When meeting directly with a motivated seller, make four offers to buy their house.
Always Make Four Offers
When I am meeting directly with a motivated seller, I always make four offers to buy their house. The first offer is a low cash price, and I hope they do not take that offer.
My other three offers all include seller financing at prices higher than my cash offer. I hope they will accept terms with a higher price rather than cash with a lower price.
When you negotiate seller financing, your goal is to have a very minimal down payment and very little or zero interest. Here are five ways to structure seller financing offers when working directly with motivated sellers.
1. Half Now and Half in 5 Years
For this example, let’s assume you are buying a house for $60,000 and that you would love to hold it as a rental property. This offer gives the seller $30,000 at closing and then the final payment of $30,000 in five years.
As the buyer, what did you accomplish with this structure? I hope you see that it is equivalent to a zero interest loan for five years. This offer can appeal to sellers who need some money now, but do not really need all of the money right now.
2. Down Payment Exchange
If a seller is insistent on not providing you with seller financing without a down payment, you may be able to exchange the down payment for work needed on the house.
Many houses purchased from motivated sellers will require something to be fixed or replaced.
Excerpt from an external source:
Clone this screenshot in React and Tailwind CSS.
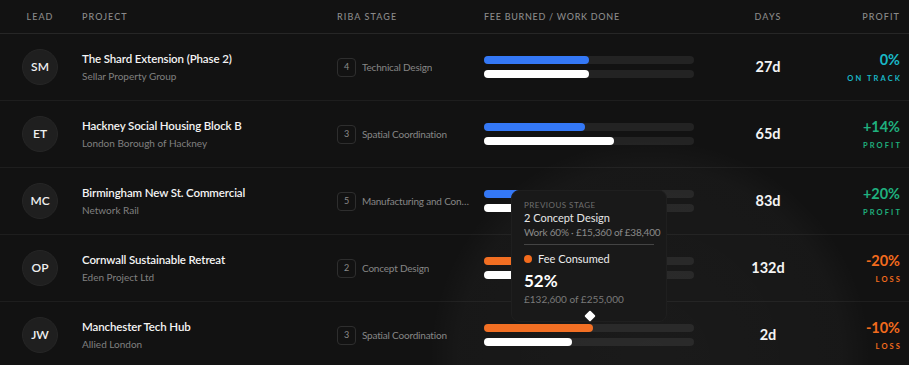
import React from "react";

const rows = [
  { init: "SM", name: "The Shard Extension (Phase 2)", client: "Sellar Property Group", stage: 4, stageName: "Technical Design", fee: 50, work: 50, color: "bg-[#3478f6]", days: "27d", profit: "0%", label: "ON TRACK", pc: "text-[#19b8c6]" },
  { init: "ET", name: "Hackney Social Housing Block B", client: "London Borough of Hackney", stage: 3, stageName: "Spatial Coordination", fee: 48, work: 62, color: "bg-[#3478f6]", days: "65d", profit: "+14%", label: "PROFIT", pc: "text-[#1fb07e]" },
  { init: "MC", name: "Birmingham New St. Commercial", client: "Network Rail", stage: 5, stageName: "Manufacturing and Construction", fee: 40, work: 36, color: "bg-[#3478f6]", days: "83d", profit: "+20%", label: "PROFIT", pc: "text-[#1fb07e]" },
  { init: "OP", name: "Cornwall Sustainable Retreat", client: "Eden Project Ltd", stage: 2, stageName: "Concept Design", fee: 60, work: 48, color: "bg-[#f26b1d]", days: "132d", profit: "-20%", label: "LOSS", pc: "text-[#f26b1d]" },
  { init: "JW", name: "Manchester Tech Hub", client: "Allied London", stage: 3, stageName: "Spatial Coordination", fee: 52, work: 42, color: "bg-[#f26b1d]", days: "2d", profit: "-10%", label: "LOSS", pc: "text-[#f26b1d]" },
];

const grid = "grid grid-cols-[82px_255px_147px_210px_148px_1fr] pr-[9px] items-center";

export default function App() {
  return (
    <div className="relative w-[909px] h-[365px] overflow-hidden bg-[#121212] text-[#f2f2f2]" style={{ fontFamily: "Lato, 'Noto Sans', sans-serif" }}>
      <div className="pointer-events-none absolute left-[430px] top-[140px] w-[440px] h-[440px] rounded-full bg-[radial-gradient(circle,rgba(255,255,255,0.035)_0%,rgba(255,255,255,0.025)_62%,rgba(255,255,255,0)_71%)]" />
      <div className={`${grid} h-[34px] border-b border-[#262626] text-[9px] tracking-[0.12em] text-[#8a8a8a] font-medium`}>
        <div className="flex justify-center pr-[2px]">LEAD</div>
        <div>PROJECT</div>
        <div>RIBA STAGE</div>
        <div className="tracking-[0.08em]">FEE BURNED / WORK DONE</div>
        <div className="text-center">DAYS</div>
        <div className="text-right">PROFIT</div>
      </div>
      {rows.map((r) => (
        <div key={r.init} className={`${grid} h-[67px] border-b border-[#1e1e1e]`}>
          <div className="flex justify-center pr-[2px]">
            <div className="w-9 h-9 rounded-full bg-[#1f1f1f] border border-[#262626] flex items-center justify-center text-[12px] font-semibold text-[#f0f0f0]">{r.init}</div>
          </div>
          <div className="flex flex-col">
            <div className="text-[11.5px] leading-4 font-semibold tracking-[-0.01em] text-[#f4f4f4]">{r.name}</div>
            <div className="text-[10px] leading-4 text-[#808080] mt-[1px]">{r.client}</div>
          </div>
          <div className="flex items-center gap-[6px] pr-3 min-w-0">
            <div className="w-[19px] h-[19px] shrink-0 rounded-[4px] border border-[#2e2e2e] flex items-center justify-center text-[9px] text-[#8a8a8a]">{r.stage}</div>
            <div className="text-[10px] tracking-[-0.02em] text-[#868686] truncate">{r.stageName}</div>
          </div>
          <div className="flex flex-col gap-[6px]">
            <div className="h-2 rounded-full bg-[#232323]">
              <div className={`h-2 rounded-full ${r.color}`} style={{ width: `${r.fee}%` }} />
            </div>
            <div className="h-2 rounded-full bg-[#232323]">
              <div className="h-2 rounded-full bg-white" style={{ width: `${r.work}%` }} />
            </div>
          </div>
          <div className="text-center text-[14.5px] font-bold text-[#f4f4f4]">{r.days}</div>
          <div className={`flex flex-col items-end ${r.pc}`}>
            <div className="text-[14.5px] leading-5 font-bold">{r.profit}</div>
            <div className="text-[7.5px] leading-3 mt-[3px] tracking-[0.28em] mr-[-2px] font-bold">{r.label}</div>
          </div>
        </div>
      ))}
      <div className="absolute left-[511px] top-[190px] w-[156px] h-[132px] rounded-lg bg-[#191919] border border-[#1f1f1f] px-3 pt-[8px] whitespace-nowrap">
        <div className="text-[8px] leading-[10px] tracking-[0.06em] text-[#6e6e6e] mt-[1px]">PREVIOUS STAGE</div>
        <div className="text-[11px] leading-[14px] text-[#e6e6e6] mt-[1px]">2 Concept Design</div>
        <div className="text-[10px] leading-[14px] tracking-[-0.02em] text-[#8a8a8a]">Work 60% · £15,360 of £38,400</div>
        <div className="h-px bg-[#444444] mt-[5px]" />
        <div className="flex items-center gap-[6px] mt-[7px]">
          <div className="w-2 h-2 rounded-full bg-[#f26b1d]" />
          <div className="text-[11px] leading-[14px] text-[#ececec]">Fee Consumed</div>
        </div>
        <div className="text-[17px] leading-[20px] font-bold text-white mt-[5px]">52%</div>
        <div className="text-[10px] leading-[14px] text-[#7a7a7a] mt-[1px]">£132,600 of £255,000</div>
        <div className="absolute left-[74px] top-[121px] w-[8px] h-[8px] rotate-45 bg-white rounded-[1px]" />
      </div>
    </div>
  );
}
It could be the air conditioning, the roof, or new carpeting and paint.
Instead of paying a cash down payment and then paying cash for the needed repairs, structure your seller financing with a down payment exchange. Agree to a non-cash down payment where you agree to repair the roof or fix the air conditioning in exchange for his down payment requirements.
3. No Payments for 6 Months
Wouldn’t it be nice to have no mortgage payments for the first six months that you own a house? Why not negotiate that right into the purchase of the home with seller financing?
If the seller insists on a large down payment, maybe you can just pre-pay the first six mortgage payments to get him some cash at closing and then enjoy having no payments for the next six months.
4. Zero Interest Loans
Banks and hard money lenders make a ton of money on interest, so when negotiating direct with sellers–make them an offer at zero interest.
Can you how picture how nice a 100% amortizing loan can feel when every penny of every payment drops your balance? When presenting the offer, don’t ask specifically for zero interest. Instead, structure the offer as a number of payments at a monthly price.
For example, if the house is $60,000 make an offer to pay $600 per month for the next 100 months. In 100 months, you own that house free and clear and life is good!
5. Joint Venture with the Seller
What if you could offer the seller a piece of the future upside equity in the house he is selling you? Not many “regular” buyers could ever offer future upside equity. This strategy can be combined with the others and used when sellers resist you other offers.
Make it as a final offer before walking away without the house. It works just like a joint venture with a private lender, but in this case your private lender is also your seller.
This is not an exhaustive list of ways to structure seller financing, but I do hope it helps you think creatively and allows you to make offers that others in your market may not be able to structure.